Brent King, the father of Chelsea King, and Nathan Fletcher want to take the heart of the law, imprisoning for life those who commit certain violent sexual crimes against children, to states that don’t have such stiff punishment.
King has formed a nonprofit, Chelsea’s Shield, to lead the legislative effort.
Legislation has been introduced in Illinois and Texas, and could be introduced in Ohio next week, said Robin Liszewski of the Chelsea’s Light Foundation. Efforts are also being mounted in Massachusetts and Utah, she said.
Chelsea King, 17, was murdered in 2010 by a convicted sex offender, who later admitted to killing a second girl, Amber Dubois of Escondido, one year earlier.
“We chose the bellwether states, we chose states the rest of the country follows,” King said. “So California is the first one, everybody pays attention to Texas, Illinois — that’s our home state right now, and Ohio is one that was begging us to come there.”

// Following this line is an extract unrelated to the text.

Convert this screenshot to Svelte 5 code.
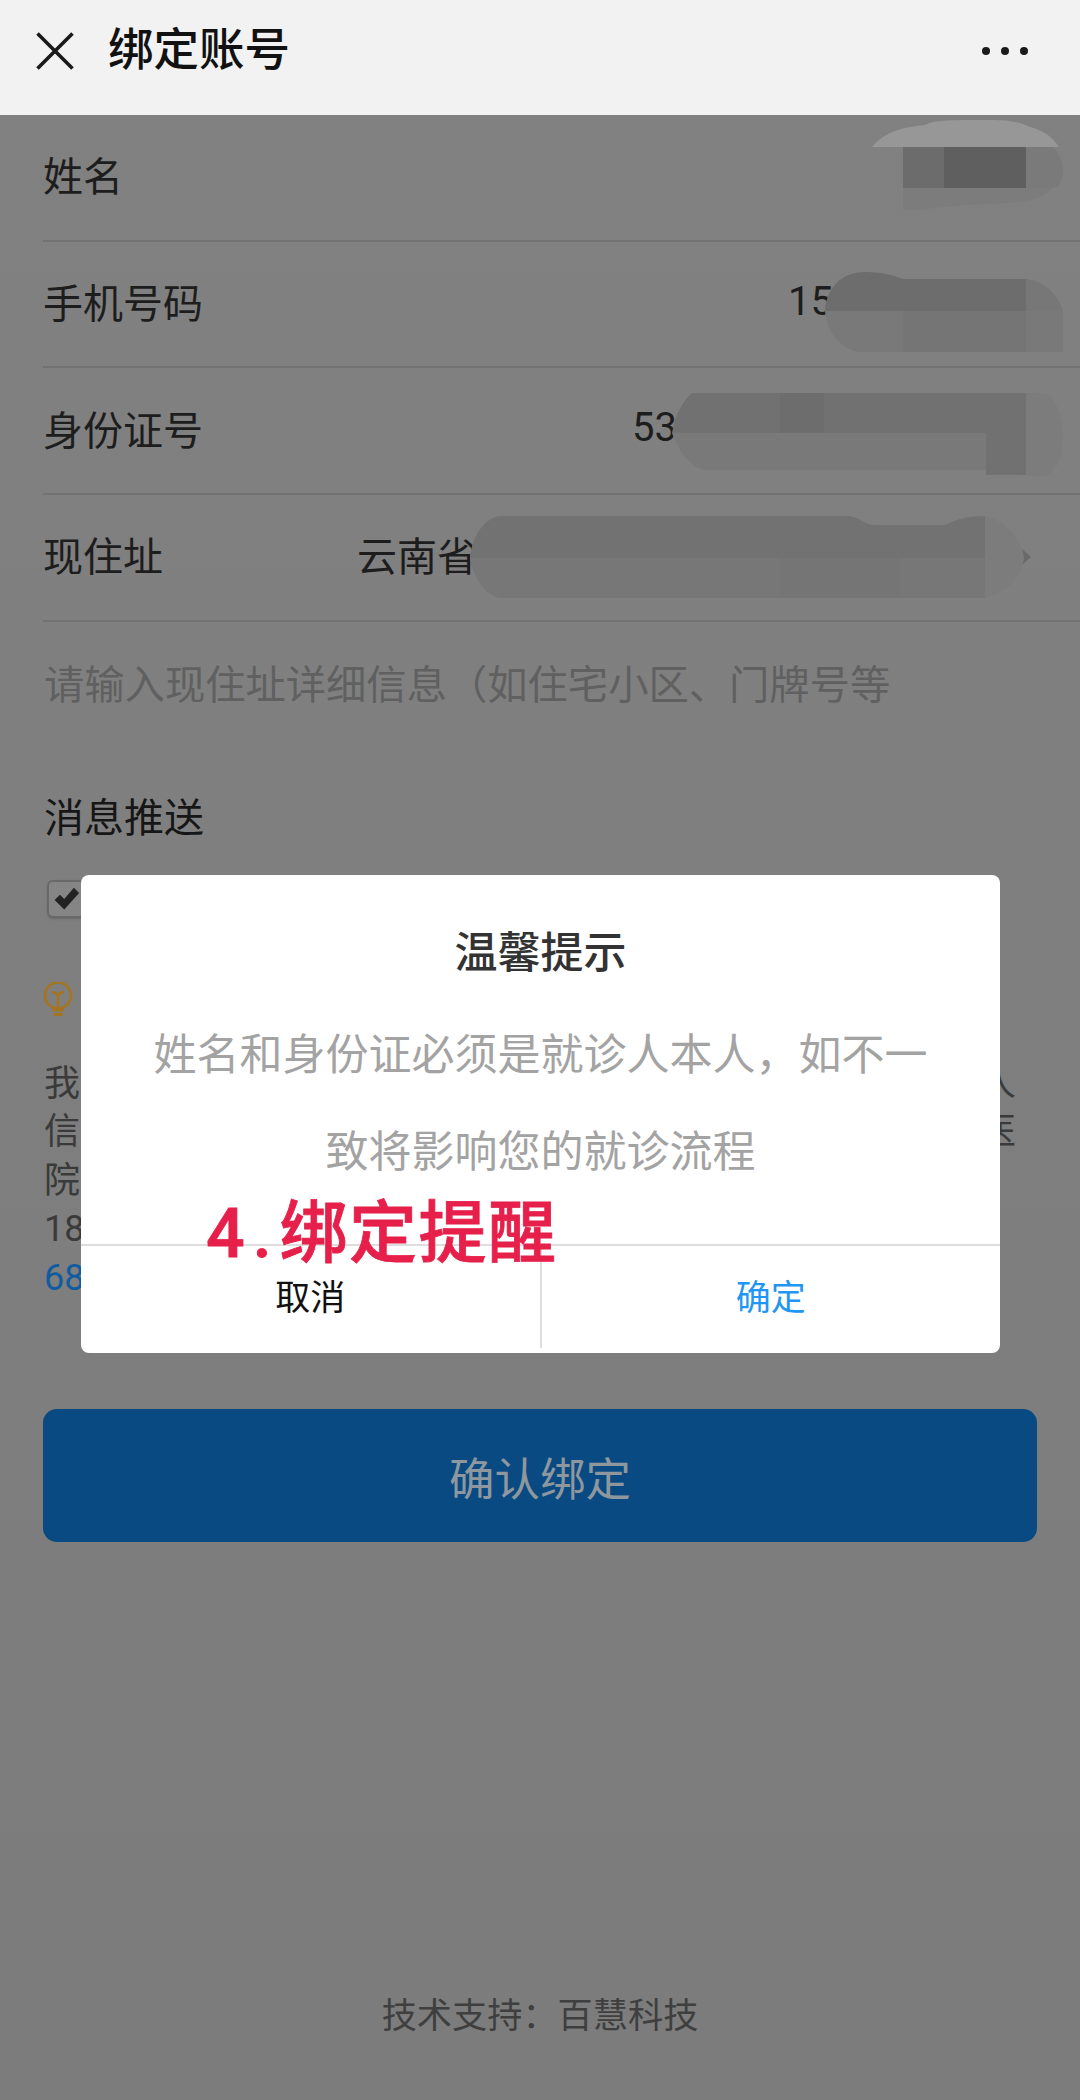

He said he wants to eventually take the legislation to all 50 states.
Fletcher, who authored Chelsea’s Law while in the Legislature, said it appears to be working to lengthen sentences for “the worst of the worst” offenders.
“Implementation, enforcement are what really matter,” said Fletcher, who now works for Qualcomm.
They released a report on the impact of Chelsea’s Law. The study found that between September 2011 and August 2012, 22 defendants were charged under provisions of Chelsea’s Law in San Diego County. The eight cases that have been resolved resulted in longer prison sentences than there would be have been before the law was enacted, the report said.
Brent and his wife, Kelly, are in San Diego for the annual Finish Chelsea’s Run 5K, scheduled for Saturday morning along the streets and neighborhoods on the west side of Balboa Park. They said around 6,000 people have signed up.